Fike’s songs are nearly alway on the shorter side, rarely extending past two and a half minutes, and this gives them a sketch-like nature, with tracks often coming across as suggestions of an idea, confident enough as they are. The first taste is “Come Here,” full of swirling, distorted guitars, with Dominic’s voice also distorted, as he repeatedly calls, “Baby, come here / I get so lonely at night.” The lines are similar to some from the previously teased “Carbonator,” although that’s all the songs have in common. Lines like “Why can’t you tell that I’m desperate? / Doesn’t it show in my smile?” anticipate a certain neurosis, under all the celebrity cool, that comes out as the album develops. On “Double Negative (Skeleton Milkshake,)” there are clear surf rock influences, and it’s refreshing how naturally Fike pulls off this sound, as his rather arbitrary combination of influences could easily make such a thing go horribly wrong. There are times when you could almost think you were listening to Surfer Blood, coincidentally or not, another Florida artist. You can definitely somehow hear, however, that Fike is the more likely to have face tats.

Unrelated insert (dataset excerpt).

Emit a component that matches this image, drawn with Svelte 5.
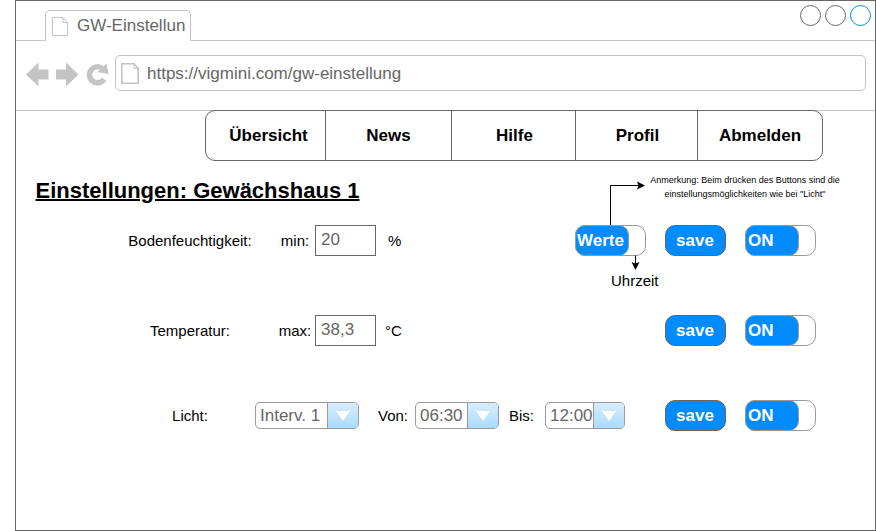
<script>
  const nav = [
    { label: 'Übersicht', width: 120, shift: 3 },
    { label: 'News', width: 126, shift: 0 },
    { label: 'Hilfe', width: 124, shift: 1 },
    { label: 'Profil', width: 122, shift: 1 },
    { label: 'Abmelden', width: 124, shift: 0 }
  ];
</script>

{#snippet page(width, height, stroke)}
  <svg class="page" {width} {height} viewBox="0 0 {width} {height}" fill="none" stroke="#c4c4c4" stroke-width={stroke}>
    <path d="M{stroke / 2} {stroke / 2}H{width - 5}L{width - stroke / 2} 5.5V{height - stroke / 2}H{stroke / 2}Z" />
    <path d="M{width - 5} {stroke / 2}V5.5H{width - stroke / 2}" stroke-width="1" />
  </svg>
{/snippet}

{#snippet toggle(text, inset)}
  <div class="toggle"><div class="knob" style:padding-left="{inset}px"><span>{text}</span></div></div>
{/snippet}

{#snippet select(text, width, arrow)}
  <div class="select" style:width="{width}px">
    <span class="value">{text}</span>
    <div class="drop" style:width="{arrow}px">
      <svg width="16" height="12" viewBox="0 0 16 12"><path d="M1 1H15L8 11Z" fill="#fff" /></svg>
    </div>
  </div>
{/snippet}

<main class="window">
  <header class="tabs">
    <div class="tab">{@render page(16, 19, 1)}<span>GW-Einstellun</span></div>
    <div class="controls"><i></i><i></i><i class="blue"></i></div>
  </header>

  <div class="toolbar">
    <svg class="tools" width="84" height="28" viewBox="0 0 84 28" fill="#c4c4c4">
      <path d="M0 13.5L12.5 1.5V8.5H22.5V18.5H12.5V25.5Z" />
      <path d="M52.5 13.5L40 1.5V8.5H30V18.5H40V25.5Z" />
      <path d="M78.1 18.3A8 8 0 1 1 76.7 7.8" fill="none" stroke="#c4c4c4" stroke-width="5.5" />
      <path d="M80.5 2.5L82.5 13L71.5 11Z" />
    </svg>
    <div class="address">{@render page(18, 21, 1.6)}<span>https://vigmini.com/gw-einstellung</span></div>
  </div>

  <nav>
    {#each nav as item}
      <div class="item" style:width="{item.width}px" style:padding-left="{item.shift * 2}px">{item.label}</div>
    {/each}
  </nav>

  <h1>Einstellungen: Gewächshaus 1</h1>

  <section class="row first">
    <span class="label">Bodenfeuchtigkeit:</span>
    <span class="bound">min:</span>
    <div class="input">20</div>
    <span class="unit percent">%</span>
    <div class="actions">
      {@render toggle('Werte', 1)}
      <div class="save">save</div>
      {@render toggle('ON', 2)}
    </div>
  </section>

  <section class="row second">
    <span class="label">Temperatur:</span>
    <span class="bound">max:</span>
    <div class="input">38,3</div>
    <span class="unit">°C</span>
    <div class="actions">
      <div class="save">save</div>
      {@render toggle('ON', 2)}
    </div>
  </section>

  <section class="row third">
    <span class="label">Licht:</span>
    <div class="times">
      {@render select('Interv. 1', 104, 31)}
      <span class="from">Von:</span>
      {@render select('06:30', 84, 31)}
      <span class="to">Bis:</span>
      {@render select('12:00', 80, 31)}
    </div>
    <div class="actions">
      <div class="save">save</div>
      {@render toggle('ON', 2)}
    </div>
  </section>

  <svg class="arrows" width="80" height="95" viewBox="0 0 80 95">
    <path d="M10.5 45V5.5H40M35.500 75.500V84" fill="none" stroke="#000" />
    <path d="M45 5.500L37 1.500L38.500 5.500L37 9.500ZM35.500 90L31.500 82L35.500 83.500L39.500 82Z" />
  </svg>
  <p class="note">Anmerkung: Beim drücken des Buttons sind die<br />einstellungsmöglichkeiten wie bei "Licht"</p>
  <span class="clock">Uhrzeit</span>
</main>

<style>
  :global(body) { margin: 0; background: #fff; }
  .window {
    position: relative;
    box-sizing: border-box;
    width: 861px;
    height: 531px;
    margin-left: 15px;
    border: 1px solid #666;
    background: #fff;
    font-family: "Liberation Sans", Arial, sans-serif;
    font-size: 15px;
    color: #000;
    white-space: nowrap;
    overflow: hidden;
  }
  .tabs {
    display: flex;
    justify-content: space-between;
    align-items: flex-end;
    box-sizing: border-box;
    height: 40px;
    border-bottom: 1px solid #c4c4c4;
    padding-left: 29px;
  }
  .tab {
    display: flex;
    align-items: center;
    box-sizing: border-box;
    width: 146px;
    height: 31px;
    margin-bottom: -1px;
    border: 1px solid #c4c4c4;
    border-bottom: 0;
    border-radius: 5px 5px 0 0;
    background: #fff;
    padding: 1px 0 0 6px;
    font-size: 17px;
    color: #666;
  }
  .tab span { margin: 0 0 2px 9px; }
  .page { display: block; flex: none; }
  .controls { display: flex; gap: 4px; align-self: flex-start; padding: 4px 4px 0 0; }
  .controls i { box-sizing: border-box; width: 21px; height: 21px; border: 1px solid #666; border-radius: 50%; }
  .controls .blue { border-color: #008cff; }
  .toolbar {
    display: flex;
    align-items: flex-start;
    box-sizing: border-box;
    height: 70px;
    border-bottom: 1px solid #c4c4c4;
    padding: 14px 9px 0 10px;
  }
  .tools { margin: 6px 5px 0 0; }
  .address {
    flex: 1;
    display: flex;
    align-items: center;
    box-sizing: border-box;
    height: 36px;
    border: 1px solid #c4c4c4;
    border-radius: 5px;
    padding-left: 5px;
    font-size: 17px;
    color: #666;
  }
  .address span { margin: 2px 0 0 8px; }
  nav {
    position: relative;
    display: flex;
    box-sizing: border-box;
    width: 618px;
    height: 51px;
    margin: -1px 0 0 189px;
    border: 1px solid #666;
    border-radius: 10px;
    background: #fff;
  }
  .item {
    flex: none;
    box-sizing: border-box;
    border-right: 1px solid #666;
    font-size: 17px;
    font-weight: bold;
    line-height: 50px;
    text-align: center;
  }
  .item:last-child { border-right: 0; }
  h1 {
    margin: 17px 0 0 19.5px;
    font-size: 22px;
    line-height: 26px;
    text-decoration-thickness: 2px;
    text-decoration-line: underline;
  }
  .row {
    display: flex;
    align-items: center;
    width: 696px;
    height: 31px;
    margin-left: 104px;
  }
  .first { margin-top: 21px; }
  .second { margin-top: 59px; }
  .third { margin-top: 54px; }
  .label { width: 140px; text-align: center; }
  .bound { width: 40px; margin-left: 15px; text-align: center; }
  .input {
    box-sizing: border-box;
    width: 61px;
    height: 31px;
    border: 1px solid #666;
    padding-left: 5px;
    font-size: 17px;
    line-height: 28px;
    color: #666;
  }
  .unit { margin-left: 9px; }
  .percent { margin-left: 12px; }
  .actions { display: flex; margin-left: auto; color: #fff; font-size: 17px; font-weight: bold; }
  .save {
    box-sizing: border-box;
    width: 61px;
    height: 31px;
    margin: 0 19px;
    border: 1px solid #666;
    border-radius: 10px;
    background: #008cff;
    padding-right: 1px;
    line-height: 29px;
    text-align: center;
  }
  .toggle {
    box-sizing: border-box;
    width: 71px;
    height: 31px;
    border: 1px solid #999;
    border-radius: 10px;
    background: #fff;
  }
  .knob {
    box-sizing: border-box;
    width: 54px;
    height: 31px;
    margin: -1px;
    border: 1px solid #999;
    border-radius: 10px;
    background: #008cff;
    line-height: 29px;
  }
  .times { display: flex; align-items: center; margin-left: -5px; }
  .select {
    display: flex;
    justify-content: space-between;
    box-sizing: border-box;
    height: 27px;
    border: 1px solid #999;
    border-radius: 5px;
    overflow: hidden;
    font-size: 17px;
    line-height: 25px;
    color: #666;
  }
  .value { width: 0; padding-left: 4px; }
  .drop {
    display: flex;
    align-items: center;
    justify-content: center;
    box-sizing: border-box;
    border-left: 1px solid #999;
    background: linear-gradient(#d9ecff, #a9dcff);
  }
  .from { width: 37px; margin-left: 19px; }
  .to { width: 36px; margin-left: 10px; }
  .arrows { position: absolute; left: 584px; top: 179px; }
  .note {
    position: absolute;
    left: 629px;
    top: 172px;
    width: 200px;
    margin: 0;
    font-size: 9px;
    line-height: 14px;
    text-align: center;
  }
  .clock { position: absolute; left: 595px; top: 271px; }
</style>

This is absolutely an album of the moment. Just look at “Cancel Me,” which finds Fike reverting to the sound that gave him all of those Jack Johnson comparisons early on. When he sings, “I hope they cancel me / So I can go be with my family,” he is, of course, referring to the “cancel culture” sweeping the nation, by which anyone who wavers slightly from the opinions favored by the likes of social media institutions is banished without explanation. It’s a distinctly 2020 concern, and here, we find Fike using it to express his disillusionment with celebrity culture. The next line makes the song only more appropriate to the times, as Fike adds, “So I can quit wearin’ this mask, dawg” — a self-explanatory sentiment. Other striking lines include “Mothafucka, Jimmy Kimmel does not wanna meet me.” Note that Fike made his television debut on “Kimmel,” but that the performance was poorly received overall. The following line is “I told my manager, ‘No more parties in Los Angeles,’” a reference to Kanye West’s “No More Parties in L.A.”

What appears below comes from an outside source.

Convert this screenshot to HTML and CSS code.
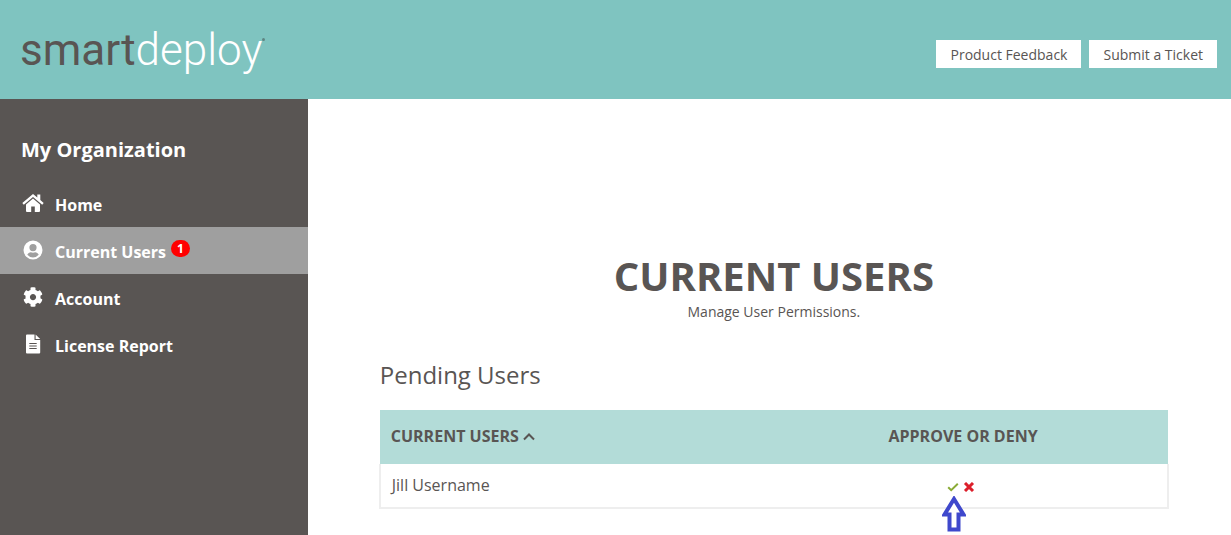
FILE: index.html
```html
<!DOCTYPE html>
<html lang="en">
<head>
<meta charset="utf-8">
<title>Current Users</title>
<link rel="stylesheet" href="styles.css">
</head>
<body>
<header class="topbar">
  <a class="logo" href="#"><span class="logo-dark">smart</span><span>deploy</span><span class="logo-mark"></span></a>
  <nav class="actions">
    <a class="action" href="#">Product Feedback</a>
    <a class="action" href="#">Submit a Ticket</a>
  </nav>
</header>
<div class="layout">
  <aside class="sidebar">
    <h2 class="side-title">My Organization</h2>
    <nav class="menu">
      <a class="item" href="#">
        <svg class="icon" viewBox="0 0 22 20"><path d="M11 1 .3 10l1.500 1.800L11 4.100l9.200 7.700 1.500-1.800L18.300 7V1.500h-3v3.100z"/><path d="M11 5.500 4 11.400V18q0 1 1 1h4.200v-5.500h3.600V19H17q1 0 1-1v-6.600z"/></svg>
        <span>Home</span>
      </a>
      <a class="item active" href="#">
        <svg class="icon" viewBox="0 0 22 20"><path fill-rule="evenodd" d="M11 .5a9.500 9.500 0 1 0 0 19 9.500 9.500 0 0 0 0-19zM11 4a3.600 3.600 0 1 1 0 7.200A3.600 3.600 0 0 1 11 4zM5.300 14.800c.8-1.700 2-2.600 3.500-2.600 1.500.6 2.900.6 4.400 0 1.500 0 2.700.9 3.500 2.600a7.400 7.400 0 0 1-11.400 0z"/></svg>
        <span>Current Users</span><span class="badge">1</span>
      </a>
      <a class="item" href="#">
        <svg class="icon" viewBox="0 0 512 512"><path d="M487.400 315.700l-42.600-24.600c4.300-23.200 4.300-47 0-70.200l42.600-24.600c4.900-2.800 7.100-8.600 5.500-14-11.100-35.600-30-67.800-54.700-94.600-3.800-4.100-10-5.100-14.800-2.300L380.800 110c-17.900-15.400-38.500-27.300-60.800-35.100V25.800c0-5.600-3.900-10.500-9.400-11.700-36.700-8.200-74.300-7.800-109.200 0-5.500 1.200-9.400 6.100-9.400 11.700V75c-22.200 7.900-42.800 19.800-60.800 35.100L88.700 85.500c-4.900-2.800-11-1.900-14.800 2.300-24.700 26.700-43.600 58.900-54.700 94.600-1.700 5.400.6 11.200 5.500 14L67.300 221c-4.300 23.200-4.300 47 0 70.200l-42.600 24.600c-4.900 2.800-7.100 8.600-5.500 14 11.100 35.600 30 67.800 54.700 94.600 3.800 4.100 10 5.100 14.800 2.300l42.600-24.600c17.900 15.400 38.500 27.300 60.800 35.100v49.200c0 5.600 3.900 10.500 9.400 11.700 36.700 8.200 74.300 7.800 109.200 0 5.500-1.200 9.400-6.100 9.400-11.700v-49.200c22.200-7.900 42.800-19.800 60.800-35.100l42.600 24.600c4.900 2.800 11 1.900 14.800-2.300 24.700-26.700 43.600-58.900 54.700-94.600 1.500-5.500-.7-11.300-5.600-14.100zM256 336c-44.100 0-80-35.900-80-80s35.900-80 80-80 80 35.900 80 80-35.900 80-80 80z"/></svg>
        <span>Account</span>
      </a>
      <a class="item" href="#">
        <svg class="icon" viewBox="0 0 22 20"><path fill-rule="evenodd" d="M5 .5h7.500V6h5.700v12.500q0 1-1 1H5q-1 0-1-1v-17q0-1 1-1zM7.300 9h7.400v1H7.300zm0 2.500h7.400v1H7.300zm0 2.500h7.400v1H7.300z"/><path d="M13.600.5 18.200 5h-4.600z"/></svg>
        <span>License Report</span>
      </a>
    </nav>
  </aside>
  <main class="main">
    <h1 class="title">CURRENT USERS</h1>
    <p class="subtitle">Manage User Permissions.</p>
    <h2 class="section">Pending Users</h2>
    <table class="users">
      <thead>
        <tr>
          <th class="name-col">CURRENT USERS <svg class="caret" viewBox="0 0 12 10"><path d="M1 7.500l5-5 5 5"/></svg></th>
          <th class="act-col">APPROVE OR DENY</th>
        </tr>
      </thead>
      <tbody>
        <tr>
          <td>Jill Username</td>
          <td class="act-col">
            <div class="choices">
              <button class="choice" type="button" aria-label="Approve">
                <svg class="mark approve" viewBox="0 0 12 10"><path d="M1.200 5.200 4.200 8.200 10.800 1.800"/></svg>
                <svg class="pointer" viewBox="0 0 24 36"><path d="M12 3 21.500 18.500H16.500V33.500H7.500V18.500H2.500z"/></svg>
              </button>
              <button class="choice" type="button" aria-label="Deny">
                <svg class="mark deny" viewBox="0 0 12 10"><path d="M2 1 10 9M10 1 2 9"/></svg>
              </button>
            </div>
          </td>
        </tr>
      </tbody>
    </table>
  </main>
</div>
</body>
</html>
```
FILE: styles.css
```css
* { box-sizing: border-box; }
body {
  margin: 0;
  min-height: 100vh;
  display: flex;
  flex-direction: column;
  font-family: "Open Sans", sans-serif;
  font-size: 16px;
  line-height: 24px;
  color: #595553;
  background: #fff;
}
a { color: inherit; text-decoration: none; }
h1, h2, p { margin: 0; }

.topbar {
  display: flex;
  justify-content: space-between;
  align-items: flex-start;
  padding: 20px 14px 19px 20px;
  background: #7fc4c0;
}
.logo {
  display: flex;
  font-family: Roboto, sans-serif;
  font-weight: 300;
  font-size: 44px;
  line-height: 60px;
  color: #fff;
}
.logo-dark { color: #595553; font-weight: 400; }
.logo-mark {
  width: 3px;
  height: 3px;
  margin-top: 18px;
  border-radius: 50%;
  background: #5f8582;
}
.actions { display: flex; gap: 8px; padding-top: 20px; }
.action {
  padding: 5px 14px 3px;
  font-size: 14px;
  line-height: 20px;
  background: #fff;
}

.layout { flex: 1; display: flex; }
.sidebar {
  flex: 0 0 25%;
  padding-top: 37px;
  color: #fff;
  background: #595553;
}
.side-title {
  padding: 0 21px;
  font-size: 20px;
  line-height: 28px;
  font-weight: 700;
}
.menu { padding-top: 16px; }
.item {
  display: flex;
  align-items: flex-start;
  padding: 13px 22px 10px;
  font-weight: 700;
}
.item.active { background: #9f9f9f; }
.icon { width: 22px; height: 20px; margin-right: 11px; fill: #fff; }
.badge {
  padding: 0 6px;
  margin-left: 5px;
  border-radius: 9px;
  font-size: 12px;
  line-height: 17px;
  background: #f00;
}

.main { flex: 1; padding: 153px 62px 26px 71px; }
.title {
  font-size: 40px;
  line-height: 48px;
  font-weight: 700;
  text-align: center;
}
.subtitle { font-size: 14px; text-align: center; }
.section {
  padding: 35px 1px 19px;
  font-size: 24px;
  line-height: 32px;
  font-weight: 400;
}
.users {
  width: 100%;
  border-collapse: collapse;
}
.users tbody {
  border: solid #eee;
  border-width: 0 2px 2px;
}
th {
  padding: 14px 11px 16px;
  font-weight: 700;
  text-align: left;
  background: #b3dcd8;
}
td { padding: 9px 11px 10px; }
.name-col { width: 48%; }
.users .act-col { text-align: center; }
.caret {
  width: 12px;
  height: 10px;
  fill: none;
  stroke: #595553;
  stroke-width: 2;
}
.choices {
  display: flex;
  justify-content: center;
  gap: 4px;
  padding: 4px 4px 0 0;
}
.choice {
  position: relative;
  display: flex;
  padding: 0;
  border: 0;
  background: none;
}
.mark { width: 12px; height: 10px; fill: none; }
.approve { stroke: #8aab35; stroke-width: 2; }
.deny { stroke: #dc1f2b; stroke-width: 3; }
.pointer {
  position: absolute;
  top: 14px;
  left: -5px;
  width: 24px;
  height: 36px;
  fill: #fff;
  stroke: #3f48cc;
  stroke-width: 4;
}
```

While “Cancel Me” was filled with hip-hop snippets and vague but clear nods to the culture, “10x Stronger” shows no signs of such affinities, with Fike working the surf rock sensibilities, ever so slightly, into a framework of rosy and effusive strings, as he simply repeats, “Da-da-da-da-da.” The nonsensicality of the lyrics certainly enhances the relative outlandishness of the track, and it’s an instance of brash, but effective songwriting restraint. It’s an interesting nexus of styles that Fike lands on, and he continues to turn out different variations of the same set of influences in novel ways. “Good Game” extends from the spirit of the previous track, but gets more beachy, and finds Fike returning to the voice distortion of the opener, although in a less emphatic way, as he sings from the perspective of his father, with lines like “Well, don’t you become your daddy,” although with a sluggish swagger that blurs the lines between who is talking to whom.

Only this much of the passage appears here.